I joined Reddit in about June 2012, this is a different account, I lurked here for a long time before I joined officially.
I discovered NoFap when it made its way into my main feed, through popular upvoting. I read it solely out of curiosity. I’d never heard anything about people quitting PMO before. It was like breathing to me, I’d never even considered for a moment once that I’d ever stop like I have. It was something I was always going to do, and enjoy.
I originally tried NoFap because many people seemed to think that stopping PMO had made a positive difference to their lives. Some claiming “superpowers”. But, I saw it for what it was, that people felt more than they did before. I wondered if it were actually true, and jumped on board.
So, the 90 day challenge, that’s got to be easy I thought to myself. It wasn’t, for me.
It’s taken me about 2 years and a couple of months thereabouts to make it to 90 days.
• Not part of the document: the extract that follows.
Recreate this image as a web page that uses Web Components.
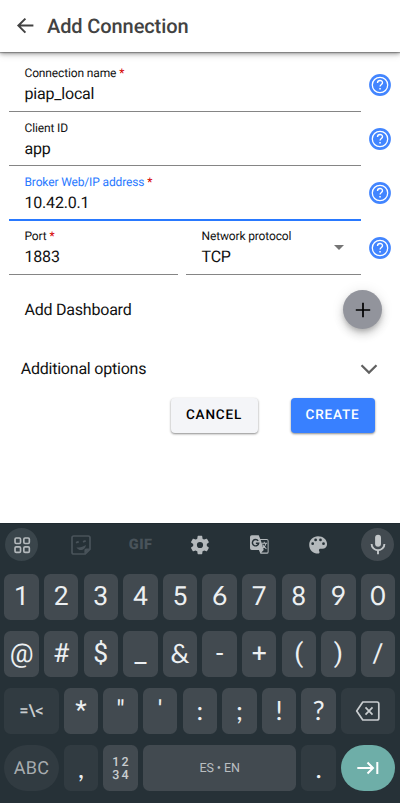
<!DOCTYPE html>
<html lang="en">
<head>
<meta charset="utf-8">
<title>Add Connection</title>
<style>
html,body{margin:0;height:803px;overflow:hidden;background:#fff;font-family:Roboto,sans-serif;text-rendering:geometricPrecision}
</style>
</head>
<body>
<connection-screen></connection-screen>
<script>
const define = (name, html, setup) => {
  const t = document.createElement('template');
  t.innerHTML = html;
  customElements.define(name, class extends HTMLElement {
    connectedCallback() {
      if (this.shadowRoot) return;
      this.attachShadow({mode: 'open'}).append(t.content.cloneNode(true));
      if (setup) setup(this, this.shadowRoot);
    }
  });
};

define('app-bar', `<style>
:host{display:flex;align-items:center;box-sizing:border-box;height:52px;padding-left:14px;background:#fff;color:#424242;box-shadow:0 1px 1px rgba(0,0,0,.28),0 2px 4px rgba(0,0,0,.3),0 3px 8px rgba(0,0,0,.1)}
svg{width:24px;height:24px;margin-right:9px;fill:none;stroke:#424242;stroke-width:2}
h1{margin:0;font-size:20px;font-weight:500;line-height:24px;letter-spacing:-.1px;white-space:nowrap}
</style>
<svg viewBox="0 0 24 24"><path d="M19.4 11.6H4.4M11.4 4.6l-7 7 7 7"/></svg><h1><slot></slot></h1>`);

define('text-field', `<style>
:host{display:block;box-sizing:border-box;height:51px;padding:4px 0 0 15.5px;border-bottom:1px solid #858585;color:#111;position:relative}
:host([focused]){border-bottom:2px solid #2979ff;height:51.5px}
.label{font-size:12px;line-height:16px;letter-spacing:-.14px;white-space:nowrap}
:host([focused]) .label{color:#2979ff}
i{display:none;font-style:normal;color:#d50000}
:host([required]) i{display:inline}
.value{font-size:16px;line-height:21px;margin-top:2px;letter-spacing:-.2px}
:host([focused]),:host([low]){padding-top:4.6px}
.arrow{display:none;position:absolute;right:17px;top:21.5px;border:5px solid transparent;border-top-color:#757575;border-bottom:0}
:host([select]) .arrow{display:block}
</style>
<div class="label"><span></span> <i>*</i></div><div class="value"><slot></slot></div><div class="arrow"></div>`,
(el, r) => { r.querySelector('span').textContent = el.getAttribute('label'); });

define('help-button', `<style>:host{display:block;width:22px;height:22px}svg{display:block}</style>
<svg width="22" height="22" viewBox="0 0 22 22"><circle cx="11" cy="11" r="10.9" fill="#4285ff"/><circle cx="11" cy="11" r="7.7" fill="none" stroke="#fff" stroke-width="1.3"/><path d="M8.5 9.1c0-3.5 5-3.3 5-.4 0 1.7-2.4 1.8-2.4 3.8" fill="none" stroke="#fff" stroke-width="1.35"/><path d="M10.3 13.9h1.5v1.5h-1.5z" fill="#fff"/></svg>`);

define('form-row', `<style>
:host{display:grid;grid-template-columns:352px 22px;column-gap:8.4px;height:54.3px}
.fields{display:grid;grid-auto-flow:column;grid-auto-columns:auto;align-items:start}
:host([split]) .fields{grid-template-columns:169px 175px;column-gap:8px}
help-button{margin-top:13px}
</style><div class="fields"><slot></slot></div><help-button></help-button>`);

define('action-button', `<style>
:host{display:flex;align-items:center;justify-content:center;box-sizing:border-box;height:35.5px;border-radius:4px;background:#f4f5f8;color:#000;font-size:13.5px;font-weight:500;letter-spacing:.84px;box-shadow:0 1px 2px rgba(0,0,0,.32),0 1px 3px rgba(0,0,0,.18)}
:host([primary]){background:#3880ff;color:#fff}
</style><slot></slot>`);

define('round-add', `<style>
:host{display:flex;align-items:center;justify-content:center;width:39px;height:39px;border-radius:50%;background:#92949c;box-shadow:0 3px 5px -1px rgba(0,0,0,.2),0 6px 10px rgba(0,0,0,.14),0 1px 14px rgba(0,0,0,.09)}
</style><svg width="16" height="16" viewBox="0 0 16 16"><path d="M8 .8v14.4M.8 8h14.4" stroke="#000" stroke-width="1.7"/></svg>`);

define('key-cap', `<style>
:host{display:flex;align-items:center;justify-content:center;box-sizing:border-box;height:46px;border-radius:6.5px;background:#424a50;color:#eceff1;font:400 26.5px/30px Roboto,sans-serif;white-space:pre}
:host([round]){font-family:Lato,sans-serif;padding-bottom:3px}
:host([dark]){background:#313b41}
:host([pill]){border-radius:23px}
:host([accent]){background:#6eaea8}
svg{display:block}
</style><slot></slot>`);

const icons = {
 grid:`<g fill="none" stroke="#b4b9bc" stroke-width="1.8"><rect x="4.4" y="4.4" width="6" height="6" rx="1.3"/><rect x="14" y="4.4" width="6" height="6" rx="1.3"/><rect x="4.4" y="14" width="6" height="6" rx="1.3"/><rect x="14" y="14" width="6" height="6" rx="1.3"/></g>`,
 sticker:`<g fill="none" stroke="#49535a" stroke-width="1.7"><path d="M4.8 3h14.4q1.8 0 1.8 1.8v11.4L16.2 21H4.8Q3 21 3 19.2V4.8Q3 3 4.8 3z"/></g><path d="M6.6 8.9l2.7-1.1.8 1.7-2.7 1.1zM13.6 8l2.7-1.1.8 1.7-2.7 1.1zM7.5 14.2c3 .7 6.2-.1 9.3-2.2-.3 6-7.5 6.5-9.3 2.2zM15.4 21v-3.8q0-1.8 1.8-1.8H21z" fill="#49535a"/>`,
 gear:`<path fill="#b4b9bc" fill-rule="evenodd" d="M19.4 13c.1-.7.1-1.3 0-2l2.1-1.6c.2-.2.3-.4.1-.7l-2-3.4c-.1-.2-.4-.3-.6-.2l-2.5 1c-.5-.4-1.1-.7-1.7-1l-.4-2.6c0-.3-.2-.5-.5-.5h-4c-.2 0-.4.2-.5.5l-.4 2.6c-.6.3-1.2.6-1.7 1l-2.5-1c-.2-.1-.5 0-.6.2l-2 3.4c-.1.3-.1.5.1.7L4.6 11a8 8 0 0 0 0 2l-2.3 1.6c-.2.2-.2.4-.1.7l2 3.4c.1.2.4.3.6.2l2.5-1c.5.4 1.1.7 1.7 1l.4 2.6c.1.3.3.5.5.5h4c.3 0 .5-.2.5-.5l.4-2.6c.6-.3 1.2-.6 1.7-1l2.5 1c.2.1.5 0 .6-.2l2-3.4c.2-.3.1-.5-.1-.7zM12 15.4a3.4 3.4 0 1 1 0-6.8 3.4 3.4 0 0 1 0 6.8z"/>`,
 translate:`<path fill="#b4b9bc" d="M4 2.3h7.2l1.6 4H19.5q2 0 2 2v11.4q0 2-2 2H13l-1.6-3.9H4q-1.9 0-1.9-1.9V4.2Q2.1 2.3 4 2.3z"/><path fill="#263137" d="M13.3 7.4h6.4q.8 0 .8.8v11.3q0 .9-.8.9H13.9l2.5-2.6z"/><path d="M10.6 8.2A3.3 3.3 0 1 0 11.2 10.6H8.2" fill="none" stroke="#263137" stroke-width="1.5"/><path d="M14 10.7h6M17 9.2v1.5M18.9 10.7c-.5 2.5-1.9 4-3.8 5.4M15.2 12.1c1 2 2.3 3.3 4 4.5" fill="none" stroke="#b4b9bc" stroke-width="1.1"/>`,
 palette:`<path fill="#b4b9bc" fill-rule="evenodd" d="M12 2.5c-5.4 0-9.6 4.1-9.6 9.4s4.3 9.5 9.6 9.5c1 0 1.7-.7 1.7-1.6 0-.9-.7-1.3-.7-2.2 0-.9.7-1.5 1.7-1.5h2c3.1 0 5.2-2.2 5.2-5.2C21.9 6.2 17.5 2.5 12 2.5zM6.2 12a1.5 1.5 0 1 1 0-3 1.5 1.5 0 0 1 0 3zM9.4 8a1.5 1.5 0 1 1 0-3 1.5 1.5 0 0 1 0 3zM14.7 8a1.5 1.5 0 1 1 0-3 1.5 1.5 0 0 1 0 3zM18 12a1.5 1.5 0 1 1 0-3 1.5 1.5 0 0 1 0 3z"/>`,
 mic:`<rect x="9.1" y="1.8" width="5.9" height="11.9" rx="2.95" fill="#c3c7c9"/><path d="M5.6 10.9a6.4 6.4 0 0 0 12.8 0M12 17.3V21.2" fill="none" stroke="#c3c7c9" stroke-width="1.9"/>`
};
define('tool-icon', `<style>
:host{display:flex;align-items:center;justify-content:center;width:33px;height:33px;border-radius:50%;color:#49535a;font:900 14.5px/20px Roboto,sans-serif;letter-spacing:.4px}
:host([disc]){background:#3a454b}
:host([bright]){background:#424a50}
.art{display:flex}
</style><div class="art"><slot></slot></div>`, (el, r) => {
  const n = el.getAttribute('icon'), s = el.getAttribute('size') || 22;
  if (icons[n]) r.querySelector('.art').innerHTML = `<svg width="${s}" height="${s}" viewBox="0 0 24 24">${icons[n]}</svg>`;
});

const keys = list => list.map(c => `<key-cap${/^([069:;!?]|&amp;)$/.test(c) ? ' round' : ''}>${c}</key-cap>`).join('');

define('soft-keyboard', `<style>
:host{display:block;box-sizing:border-box;height:280px;background:#263137;border-top:1px solid #1f2a30;padding:4.2px 4.3px 0}
.tools{display:grid;grid-template-columns:repeat(7,33px);justify-content:space-between;height:33px;margin:0 1.5px 12.7px 1.2px}
.row{display:grid;grid-template-columns:repeat(10,34.5px);column-gap:5.12px;margin-bottom:11.2px}
.wide{grid-template-columns:54.3px repeat(7,34.5px) 54.3px}
.last{grid-template-columns:54.3px 34.5px 34.5px 153.36px 34.5px 54.3px}
.sym{font-size:16.5px;font-weight:500;color:#c9cdcf;letter-spacing:-.1px;padding-top:1px}
.abc{font-size:18px;font-weight:400;color:#a8adb0;letter-spacing:.2px;padding-top:2px}
.num{font-size:12.5px;line-height:12.5px;font-weight:500;letter-spacing:2.2px;color:#c9cdcf;padding:3px 0 0 2px}
.space{font-size:12.5px;font-weight:400;color:#b9bec1;letter-spacing:-.1px;padding-top:2px}
.low{padding-bottom:1px}
</style>
<div class="tools"><tool-icon icon="grid" disc></tool-icon><tool-icon icon="sticker" size="24"></tool-icon><tool-icon>GIF</tool-icon><tool-icon icon="gear"></tool-icon><tool-icon icon="translate" size="23"></tool-icon><tool-icon icon="palette"></tool-icon><tool-icon icon="mic" disc bright size="24"></tool-icon></div>
<div class="row">${keys([...'1234567890'])}</div>
<div class="row">${keys(['@','#','$','_','&amp;','-','+','(',')','/'])}</div>
<div class="row wide"><key-cap dark class="sym">=\\&lt;</key-cap>${keys(['*','"',"'",':',';','!','?'])}<key-cap dark><svg width="26" height="22" viewBox="0 0 26 22"><g fill="none" stroke="#c9cdcf" stroke-width="1.7"><path d="M7.8 2H22q1.8 0 1.8 1.8v14.4q0 1.8-1.8 1.8H7.8L1.7 11z" stroke-linejoin="round"/><path d="M10.5 7.3l7 7.4M17.5 7.3l-7 7.4"/></g></svg></key-cap></div>
<div class="row last"><key-cap dark pill class="abc">ABC</key-cap><key-cap dark class="low" round>,</key-cap><key-cap class="num">12
34</key-cap><key-cap class="space">ES • EN</key-cap><key-cap dark class="low" round>.</key-cap><key-cap accent pill><svg width="24" height="16" viewBox="0 0 24 16"><path d="M1.3 8h15.6M11.5 2.5L17 8l-5.5 5.5M21.3 2v12" fill="none" stroke="#fff" stroke-width="2"/></svg></key-cap></div>`);

define('connection-screen', `<style>
:host{display:flex;flex-direction:column;width:400px;height:803px;background:#fff;color:#111}
form{display:block;margin:0;padding:8.8px 0 0 9px}
.dash,.more{display:flex;align-items:center;justify-content:space-between;font-size:16px}
.dash{height:39px;margin-top:12.5px;padding:0 18px 0 15.5px;letter-spacing:-.22px}
.more{height:30px;margin-top:24.5px;padding:0 22px 0 11.7px;letter-spacing:-.22px}
.actions{display:grid;grid-template-columns:87px 84px;column-gap:33px;margin:13.6px 0 0 161.5px}
soft-keyboard{margin-top:auto}
</style>
<app-bar>Add Connection</app-bar>
<form>
<form-row><text-field label="Connection name" required>piap_local</text-field></form-row>
<form-row><text-field label="Client ID" low>app</text-field></form-row>
<form-row><text-field label="Broker Web/IP address" required focused>10.42.0.1</text-field></form-row>
<form-row split><text-field label="Port" required low>1883</text-field><text-field label="Network protocol" select low>TCP</text-field></form-row>
<div class="dash"><span>Add Dashboard</span><round-add></round-add></div>
<div class="more"><span>Additional options</span><svg width="18" height="12" viewBox="0 0 18 12"><path d="M1.5 2.2L9 9.6l7.5-7.4" fill="none" stroke="#616161" stroke-width="2.2"/></svg></div>
<div class="actions"><action-button>CANCEL</action-button><action-button primary>CREATE</action-button></div>
</form>
<soft-keyboard></soft-keyboard>`);
</script>
</body>
</html>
Before this streak, I very nearly packed in NoFap altogether. I was going to go back to my old ways.
I genuinely am pleased I didn’t.
I do not feel superhuman. But as of right now, having come out of the flatline not too long ago, I feel really good. I have plenty of energy, I feel positive about things.
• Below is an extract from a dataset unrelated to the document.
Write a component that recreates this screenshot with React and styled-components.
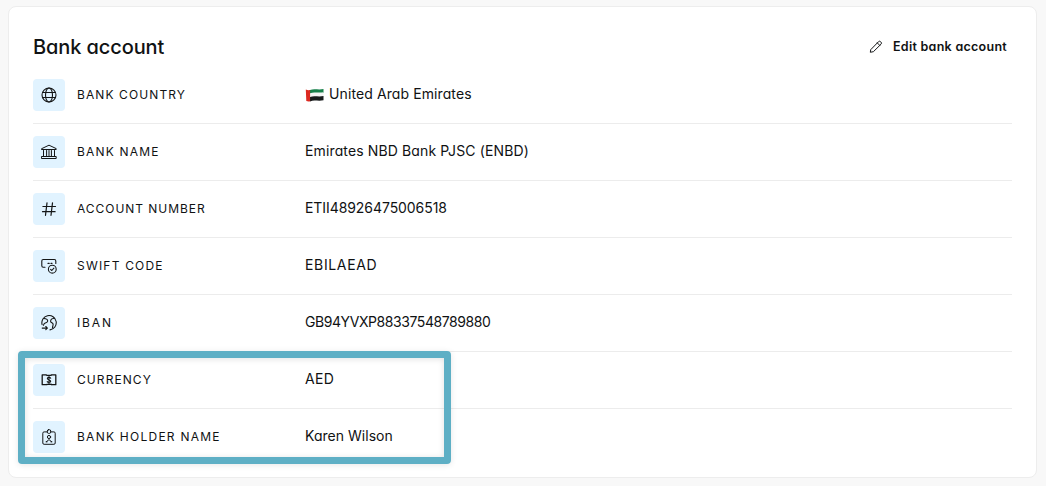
import React from "react";
import styled, { createGlobalStyle } from "styled-components";

const GlobalStyle = createGlobalStyle`
  * {
    box-sizing: border-box;
  }
  body {
    margin: 0;
    background: #f8f8f8;
    color: #101213;
    font-family: Inter, "Open Sans", sans-serif;
    font-feature-settings: "cv11", "ss03";
  }
`;

const Page = styled.main`
  height: 486px;
  padding: 6px 9px 8px 8px;
  overflow: hidden;
`;

const Card = styled.section`
  position: relative;
  height: 472px;
  padding: 0 24px;
  background: #fff;
  border: 1px solid #ededed;
  border-radius: 8px;
`;

const Header = styled.header`
  display: flex;
  align-items: center;
  justify-content: space-between;
  height: 60px;
  padding: 20px 5px 0 0;
`;

const Title = styled.h2`
  margin: 0;
  font-size: 20px;
  line-height: 28px;
  font-weight: 500;
  letter-spacing: -0.1px;
`;

const EditButton = styled.button`
  display: flex;
  align-items: center;
  gap: 9px;
  padding: 0;
  border: none;
  background: none;
  color: #101213;
  font-family: inherit;
  font-feature-settings: inherit;
  font-size: 12.5px;
  line-height: 18px;
  font-weight: 600;
  letter-spacing: 0.27px;
  white-space: nowrap;
  cursor: pointer;
`;

const Rows = styled.div`
  display: flex;
  flex-direction: column;
`;

const Row = styled.div`
  display: grid;
  grid-template-columns: 32px 216px 1fr;
  align-items: center;
  column-gap: 12px;
  height: 57px;
  border-bottom: 1px solid #ececec;

  &:last-child {
    border-bottom-color: transparent;
  }
`;

const IconBox = styled.div`
  display: flex;
  align-items: center;
  justify-content: center;
  width: 32px;
  height: 32px;
  border-radius: 4px;
  background: #e1f3ff;
`;

const Icon = styled.svg`
  display: block;
  width: 16px;
  height: 16px;
  fill: none;
  stroke: #141617;
  stroke-width: ${({ $weight }) => $weight || 1.1};
  stroke-linecap: round;
  stroke-linejoin: round;
`;

const Label = styled.span`
  font-size: 12px;
  line-height: 16px;
  letter-spacing: ${({ $spacing }) => $spacing}px;
  white-space: nowrap;
`;

const Value = styled.span`
  display: flex;
  align-items: center;
  padding-bottom: 2px;
  font-size: 14px;
  line-height: 20px;
  letter-spacing: ${({ $spacing }) => $spacing}px;
  white-space: nowrap;
`;

const FlagSvg = styled.svg`
  width: 19px;
  height: 14px;
  margin: 1px 5px 0 0;
`;

const Highlight = styled.div`
  position: absolute;
  left: 9px;
  top: 344px;
  width: 433px;
  height: 113px;
  border: 7px solid #5eafc5;
  border-radius: 4px;
  box-shadow: 0 1px 6px rgba(0, 0, 0, 0.1), inset 0 1px 6px rgba(0, 0, 0, 0.12);
  pointer-events: none;
`;

const GlobeIcon = () => (
  <Icon viewBox="0 0 16 16">
    <circle cx="8" cy="8" r="7" />
    <ellipse cx="8" cy="8" rx="3.5" ry="7" />
    <path d="M1.7 5.5h12.6M1.7 10.5h12.6" />
  </Icon>
);

const BankIcon = () => (
  <Icon viewBox="0 0 16 16" $weight={1}>
    <path d="M.8 4.6 8 1.2l7.2 3.4v.9H.8zM2.5 6.5v5.3M5.6 6.5v5.3M8 6.5v5.3M10.4 6.5v5.3M13.5 6.5v5.3M.8 14.5h14.4v-2H.8z" />
  </Icon>
);

const HashIcon = () => (
  <Icon viewBox="0 0 16 16" $weight={1.2}>
    <path d="M6 1.9 4.5 14.3M11.5 1.9 10 14.3M1.9 5.5h12.6M1.5 10.7h12.6" />
  </Icon>
);

const SwiftIcon = () => (
  <Icon viewBox="0 0 16 16">
    <path d="M4 9.2H2.2A1.4 1.4 0 0 1 .8 7.8V2.9a1.4 1.4 0 0 1 1.4-1.4h11.2a1.4 1.4 0 0 1 1.4 1.4v2.5M7 5.4h1.2M10 5.4h1" />
    <circle cx="11.3" cy="11.2" r="3.9" />
    <path d="m9.6 11.3 1.2 1.2 2.1-2.4" />
  </Icon>
);

const IbanIcon = () => (
  <Icon viewBox="0 0 16 16" $weight={1.1}>
    <path d="M1.1 9.6A7.2 7.2 0 1 1 9 14.9" />
    <path d="M2.9 3.5c1.6.1 3.8.6 3.8 2.5 0 2.1-3.2 1.2-3.8 3.1l-.4 1.2M13.2 3.3c-1.8.2-3.6 1.3-3.6 3 0 1.8 2.4 1.3 2.5 3 .1 1.3-.6 2-.6 3.6" />
    <path d="M1.2 13.1h5.2M4.8 11.5l1.6 1.6-1.6 1.6" />
  </Icon>
);

const CurrencyIcon = () => (
  <Icon viewBox="0 0 16 16">
    <path d="M5.2 2.9H1.2v9.8h4.6M10.6 12.7h4.2V2.9h-4.6M5.1 2.9l1 .6M10.9 12.7l-1-.6M6 3.3h4.2M5.8 12.4h4.4" strokeWidth="1.3" />
    <path d="M9.7 6.2C9.3 5.6 8.8 5.4 8 5.4c-1 0-1.7.5-1.7 1.2 0 1.7 3.4 1 3.4 2.7 0 .8-.7 1.2-1.7 1.2-.8 0-1.4-.3-1.8-.9M8 4.4v7.1" />
  </Icon>
);

const HolderIcon = () => (
  <Icon viewBox="0 0 16 16" $weight={1}>
    <path d="M6 2.9H3.1a1.3 1.3 0 0 0-1.3 1.3V14a1.3 1.3 0 0 0 1.3 1.3h9.8a1.3 1.3 0 0 0 1.3-1.3V4.2a1.3 1.3 0 0 0-1.3-1.3H10" />
    <rect x="6.3" y=".7" width="3.4" height="3.7" rx="1.3" />
    <circle cx="8" cy="8" r="1.6" />
    <path d="M5.3 12.8 8 10.6l2.7 2.2M5.1 12.8h1M9.9 12.8h1" />
  </Icon>
);

const PencilIcon = () => (
  <Icon viewBox="-1 0 16 16" $weight={1}>
    <path d="m2 10.4 7.5-7.7a1.5 1.5 0 0 1 2.1 0l.4.4a1.5 1.5 0 0 1 0 2.1l-7.6 7.5-2.7.5zM8.3 3.9l2.5 2.5" />
  </Icon>
);

const Flag = () => (
  <FlagSvg viewBox="0 0 19 14">
    <path d="M5 2.1C9 .2 13 2.2 18.5 1v4C13 6.2 9 4.2 5 6.1z" fill="#16804a" />
    <path d="M5 5.3C9 3.4 13 5.4 18.5 4.2v4.6C13 10 9 8 5 9.9z" fill="#f3f4f4" />
    <path d="M5 9.1c4-1.9 8 .1 13.5-1.1v4.3C13 13.5 9 11.5 5 13.4z" fill="#171a1b" />
    <path d="M.8 1.4c1.4.7 2.8.9 4.3.6v11.3c-1.2.5-2.5.3-3.8-.2z" fill="#dc2920" />
  </FlagSvg>
);

const details = [
  { icon: GlobeIcon, label: "BANK COUNTRY", labelSpacing: 1.1, value: "United Arab Emirates", spacing: 0.1, flag: true },
  { icon: BankIcon, label: "BANK NAME", labelSpacing: 1.2, value: "Emirates NBD Bank PJSC (ENBD)", spacing: 0.13 },
  { icon: HashIcon, label: "ACCOUNT NUMBER", labelSpacing: 0.96, value: "ETII48926475006518", spacing: -0.07 },
  { icon: SwiftIcon, label: "SWIFT CODE", labelSpacing: 1.2, value: "EBILAEAD", spacing: 0.65 },
  { icon: IbanIcon, label: "IBAN", labelSpacing: 1.9, value: "GB94YVXP88337548789880", spacing: -0.43 },
  { icon: CurrencyIcon, label: "CURRENCY", labelSpacing: 1.07, value: "AED", spacing: 0.3 },
  { icon: HolderIcon, label: "BANK HOLDER NAME", labelSpacing: 1.25, value: "Karen Wilson", spacing: 0.03 },
];

const App = () => (
  <>
    <GlobalStyle />
    <Page>
      <Card>
        <Header>
          <Title>Bank account</Title>
          <EditButton type="button">
            <PencilIcon />
            Edit bank account
          </EditButton>
        </Header>
        <Rows>
          {details.map(({ icon: RowIcon, label, labelSpacing, value, spacing, flag }) => (
            <Row key={label}>
              <IconBox>
                <RowIcon />
              </IconBox>
              <Label $spacing={labelSpacing}>{label}</Label>
              <Value $spacing={spacing}>
                {flag && <Flag />}
                {value}
              </Value>
            </Row>
          ))}
        </Rows>
        <Highlight />
      </Card>
    </Page>
  </>
);

export default App;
Comparing how I was when I used to fap, to how I am now that I don’t.
It’s night and day.
— For those of you interested, my posts along the journey since joining this subreddit just noting some of my experiences with this —
Well, it’s my bed time soon. So I’m going to slumber.
Oh, and before I go, no I’m never going to PMO ever again. I have no wish or desire to return to that life. I look forward to having a loving relastionship with someone. No more porn. I’m done.